***** GIVEN INFORMATION

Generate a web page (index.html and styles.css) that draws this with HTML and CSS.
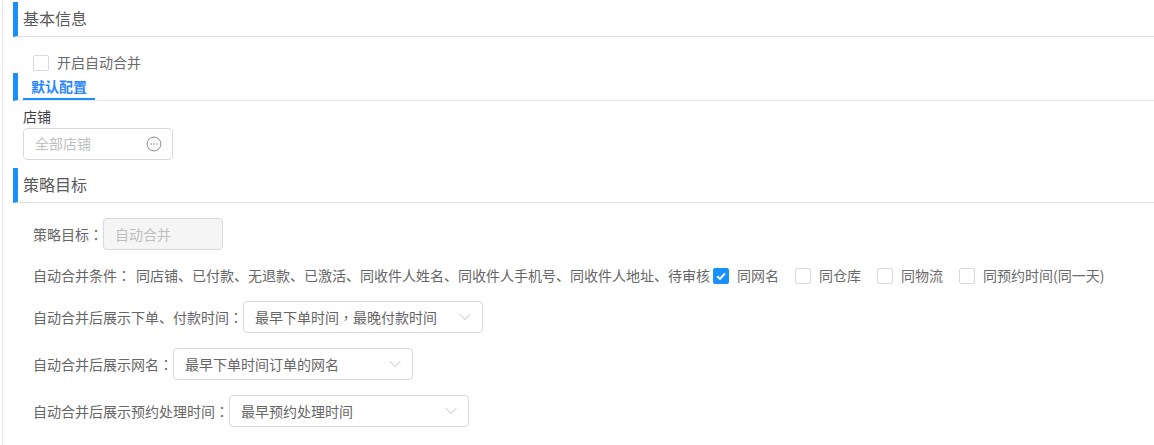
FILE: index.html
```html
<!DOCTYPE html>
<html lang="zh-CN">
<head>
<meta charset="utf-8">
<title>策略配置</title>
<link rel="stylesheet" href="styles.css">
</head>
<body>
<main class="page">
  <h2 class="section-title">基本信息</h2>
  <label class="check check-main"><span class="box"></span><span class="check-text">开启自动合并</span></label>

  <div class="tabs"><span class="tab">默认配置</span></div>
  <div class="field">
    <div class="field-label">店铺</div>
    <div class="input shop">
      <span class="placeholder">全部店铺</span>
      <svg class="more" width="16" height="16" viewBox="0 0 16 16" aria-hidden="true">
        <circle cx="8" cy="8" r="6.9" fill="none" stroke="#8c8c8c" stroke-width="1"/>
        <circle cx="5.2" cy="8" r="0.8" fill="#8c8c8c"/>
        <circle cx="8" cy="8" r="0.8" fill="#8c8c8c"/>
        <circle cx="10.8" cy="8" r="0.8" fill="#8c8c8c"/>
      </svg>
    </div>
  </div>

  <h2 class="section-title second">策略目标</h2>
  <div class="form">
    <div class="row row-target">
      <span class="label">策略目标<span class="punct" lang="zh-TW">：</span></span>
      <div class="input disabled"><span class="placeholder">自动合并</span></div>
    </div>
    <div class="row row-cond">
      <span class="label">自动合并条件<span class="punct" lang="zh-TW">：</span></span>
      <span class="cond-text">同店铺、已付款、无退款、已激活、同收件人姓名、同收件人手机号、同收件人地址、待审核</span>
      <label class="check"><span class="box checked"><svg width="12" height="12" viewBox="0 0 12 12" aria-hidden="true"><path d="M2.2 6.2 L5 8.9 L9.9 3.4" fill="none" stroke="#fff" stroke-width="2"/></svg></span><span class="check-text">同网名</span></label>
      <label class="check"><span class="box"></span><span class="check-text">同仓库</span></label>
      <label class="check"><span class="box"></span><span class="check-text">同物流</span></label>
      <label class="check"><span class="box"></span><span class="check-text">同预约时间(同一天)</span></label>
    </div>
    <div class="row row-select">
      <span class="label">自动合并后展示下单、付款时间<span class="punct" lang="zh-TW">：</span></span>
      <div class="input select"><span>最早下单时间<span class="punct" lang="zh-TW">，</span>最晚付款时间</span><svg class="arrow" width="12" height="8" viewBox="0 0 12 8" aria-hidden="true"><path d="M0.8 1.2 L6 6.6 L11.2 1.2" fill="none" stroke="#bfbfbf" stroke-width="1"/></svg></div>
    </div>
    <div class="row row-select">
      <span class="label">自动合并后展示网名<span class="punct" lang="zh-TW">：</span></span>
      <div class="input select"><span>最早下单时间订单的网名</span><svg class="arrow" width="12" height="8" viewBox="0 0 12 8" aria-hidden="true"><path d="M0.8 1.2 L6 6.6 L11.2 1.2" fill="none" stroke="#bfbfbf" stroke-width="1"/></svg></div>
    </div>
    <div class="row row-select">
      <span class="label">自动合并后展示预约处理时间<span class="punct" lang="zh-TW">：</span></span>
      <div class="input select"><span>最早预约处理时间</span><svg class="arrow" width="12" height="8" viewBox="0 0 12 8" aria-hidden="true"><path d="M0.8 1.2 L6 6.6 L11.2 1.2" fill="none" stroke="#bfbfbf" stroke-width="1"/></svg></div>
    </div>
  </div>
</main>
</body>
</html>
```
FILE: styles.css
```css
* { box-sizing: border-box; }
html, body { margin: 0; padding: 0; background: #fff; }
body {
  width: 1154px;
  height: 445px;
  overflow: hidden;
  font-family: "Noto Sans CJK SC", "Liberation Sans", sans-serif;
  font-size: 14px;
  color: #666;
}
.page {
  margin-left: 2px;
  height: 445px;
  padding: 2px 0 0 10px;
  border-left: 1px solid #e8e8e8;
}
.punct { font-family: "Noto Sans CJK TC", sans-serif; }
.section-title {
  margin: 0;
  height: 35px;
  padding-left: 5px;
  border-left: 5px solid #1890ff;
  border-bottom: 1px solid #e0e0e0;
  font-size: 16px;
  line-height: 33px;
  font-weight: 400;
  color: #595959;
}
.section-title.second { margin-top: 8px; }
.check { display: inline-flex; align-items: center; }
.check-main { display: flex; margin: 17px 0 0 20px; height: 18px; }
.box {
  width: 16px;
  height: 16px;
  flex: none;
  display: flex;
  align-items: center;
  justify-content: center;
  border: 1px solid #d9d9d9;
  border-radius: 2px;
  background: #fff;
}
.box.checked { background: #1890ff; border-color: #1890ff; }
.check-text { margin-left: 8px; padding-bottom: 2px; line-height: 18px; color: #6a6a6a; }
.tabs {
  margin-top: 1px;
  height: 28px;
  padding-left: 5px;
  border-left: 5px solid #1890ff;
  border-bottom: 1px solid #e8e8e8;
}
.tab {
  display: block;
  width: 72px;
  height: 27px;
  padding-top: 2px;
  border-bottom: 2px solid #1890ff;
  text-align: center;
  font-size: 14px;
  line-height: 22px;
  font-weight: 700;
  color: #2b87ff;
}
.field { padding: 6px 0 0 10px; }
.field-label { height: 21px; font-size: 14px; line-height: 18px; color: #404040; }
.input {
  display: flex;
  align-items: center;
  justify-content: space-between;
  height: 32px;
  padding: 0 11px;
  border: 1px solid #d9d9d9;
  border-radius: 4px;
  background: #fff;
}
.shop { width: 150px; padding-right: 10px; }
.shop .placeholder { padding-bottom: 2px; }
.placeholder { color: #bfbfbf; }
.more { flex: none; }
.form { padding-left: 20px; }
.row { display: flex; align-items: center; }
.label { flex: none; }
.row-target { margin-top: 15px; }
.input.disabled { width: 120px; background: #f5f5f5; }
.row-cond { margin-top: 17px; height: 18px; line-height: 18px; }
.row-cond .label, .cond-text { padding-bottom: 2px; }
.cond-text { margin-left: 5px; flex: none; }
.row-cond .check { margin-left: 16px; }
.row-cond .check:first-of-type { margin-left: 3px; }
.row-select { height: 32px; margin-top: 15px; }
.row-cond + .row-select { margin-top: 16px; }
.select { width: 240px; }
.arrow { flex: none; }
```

**********

TASK DIRECTIONS: Scan the listing above. Gather each line that contains the word "page".

SOLUTION FOR THIS EXERCISE:
Generate a web page (index.html and styles.css) that draws this with HTML and CSS.
<main class="page">
.page {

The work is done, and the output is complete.